____ Material provided
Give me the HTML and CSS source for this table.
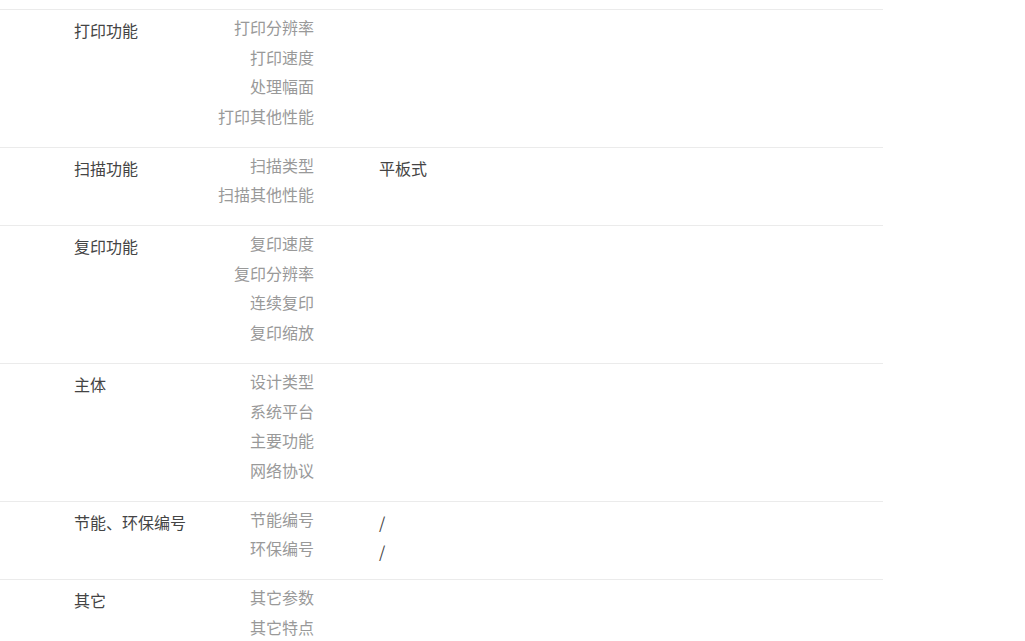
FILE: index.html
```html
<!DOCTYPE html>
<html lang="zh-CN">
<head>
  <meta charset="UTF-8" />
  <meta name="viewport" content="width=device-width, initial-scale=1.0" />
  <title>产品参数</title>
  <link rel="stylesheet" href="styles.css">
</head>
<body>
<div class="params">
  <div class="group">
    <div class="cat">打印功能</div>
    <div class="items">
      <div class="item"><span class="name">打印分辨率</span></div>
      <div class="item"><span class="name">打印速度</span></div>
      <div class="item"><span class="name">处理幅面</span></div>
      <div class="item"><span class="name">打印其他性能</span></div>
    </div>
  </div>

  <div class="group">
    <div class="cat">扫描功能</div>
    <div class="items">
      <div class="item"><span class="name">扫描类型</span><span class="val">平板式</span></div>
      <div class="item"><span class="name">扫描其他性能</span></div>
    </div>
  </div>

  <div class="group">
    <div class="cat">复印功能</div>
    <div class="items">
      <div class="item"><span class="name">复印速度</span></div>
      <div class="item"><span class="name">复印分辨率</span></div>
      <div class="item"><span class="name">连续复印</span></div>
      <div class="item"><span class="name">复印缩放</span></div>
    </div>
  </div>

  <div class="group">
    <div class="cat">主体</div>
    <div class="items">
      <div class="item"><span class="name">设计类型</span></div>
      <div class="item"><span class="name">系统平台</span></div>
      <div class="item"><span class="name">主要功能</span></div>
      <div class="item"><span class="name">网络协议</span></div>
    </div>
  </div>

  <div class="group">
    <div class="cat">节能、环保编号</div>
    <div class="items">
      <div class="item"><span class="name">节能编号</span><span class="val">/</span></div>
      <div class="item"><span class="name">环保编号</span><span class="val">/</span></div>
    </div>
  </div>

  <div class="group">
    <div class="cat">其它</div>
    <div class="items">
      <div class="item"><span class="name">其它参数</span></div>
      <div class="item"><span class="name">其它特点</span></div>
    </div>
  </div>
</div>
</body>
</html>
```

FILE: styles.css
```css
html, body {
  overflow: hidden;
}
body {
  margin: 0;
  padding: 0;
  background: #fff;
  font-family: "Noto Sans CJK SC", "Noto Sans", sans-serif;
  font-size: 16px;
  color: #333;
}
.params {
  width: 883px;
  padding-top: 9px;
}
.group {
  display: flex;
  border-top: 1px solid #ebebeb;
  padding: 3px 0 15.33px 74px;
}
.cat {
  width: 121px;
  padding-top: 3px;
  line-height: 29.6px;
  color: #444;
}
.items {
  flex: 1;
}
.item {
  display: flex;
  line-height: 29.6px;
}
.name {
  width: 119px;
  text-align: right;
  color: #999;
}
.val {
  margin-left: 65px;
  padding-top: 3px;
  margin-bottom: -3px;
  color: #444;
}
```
________
Task statement: Write the lines above out again exactly, without any of their pictures.

Right answer:
Give me the HTML and CSS source for this table.
FILE: index.html
```html
<!DOCTYPE html>
<html lang="zh-CN">
<head>
  <meta charset="UTF-8" />
  <meta name="viewport" content="width=device-width, initial-scale=1.0" />
  <title>产品参数</title>
  <link rel="stylesheet" href="styles.css">
</head>
<body>
<div class="params">
  <div class="group">
    <div class="cat">打印功能</div>
    <div class="items">
      <div class="item"><span class="name">打印分辨率</span></div>
      <div class="item"><span class="name">打印速度</span></div>
      <div class="item"><span class="name">处理幅面</span></div>
      <div class="item"><span class="name">打印其他性能</span></div>
    </div>
  </div>

  <div class="group">
    <div class="cat">扫描功能</div>
    <div class="items">
      <div class="item"><span class="name">扫描类型</span><span class="val">平板式</span></div>
      <div class="item"><span class="name">扫描其他性能</span></div>
    </div>
  </div>

  <div class="group">
    <div class="cat">复印功能</div>
    <div class="items">
      <div class="item"><span class="name">复印速度</span></div>
      <div class="item"><span class="name">复印分辨率</span></div>
      <div class="item"><span class="name">连续复印</span></div>
      <div class="item"><span class="name">复印缩放</span></div>
    </div>
  </div>

  <div class="group">
    <div class="cat">主体</div>
    <div class="items">
      <div class="item"><span class="name">设计类型</span></div>
      <div class="item"><span class="name">系统平台</span></div>
      <div class="item"><span class="name">主要功能</span></div>
      <div class="item"><span class="name">网络协议</span></div>
    </div>
  </div>

  <div class="group">
    <div class="cat">节能、环保编号</div>
    <div class="items">
      <div class="item"><span class="name">节能编号</span><span class="val">/</span></div>
      <div class="item"><span class="name">环保编号</span><span class="val">/</span></div>
    </div>
  </div>

  <div class="group">
    <div class="cat">其它</div>
    <div class="items">
      <div class="item"><span class="name">其它参数</span></div>
      <div class="item"><span class="name">其它特点</span></div>
    </div>
  </div>
</div>
</body>
</html>
```

FILE: styles.css
```css
html, body {
  overflow: hidden;
}
body {
  margin: 0;
  padding: 0;
  background: #fff;
  font-family: "Noto Sans CJK SC", "Noto Sans", sans-serif;
  font-size: 16px;
  color: #333;
}
.params {
  width: 883px;
  padding-top: 9px;
}
.group {
  display: flex;
  border-top: 1px solid #ebebeb;
  padding: 3px 0 15.33px 74px;
}
.cat {
  width: 121px;
  padding-top: 3px;
  line-height: 29.6px;
  color: #444;
}
.items {
  flex: 1;
}
.item {
  display: flex;
  line-height: 29.6px;
}
.name {
  width: 119px;
  text-align: right;
  color: #999;
}
.val {
  margin-left: 65px;
  padding-top: 3px;
  margin-bottom: -3px;
  color: #444;
}
```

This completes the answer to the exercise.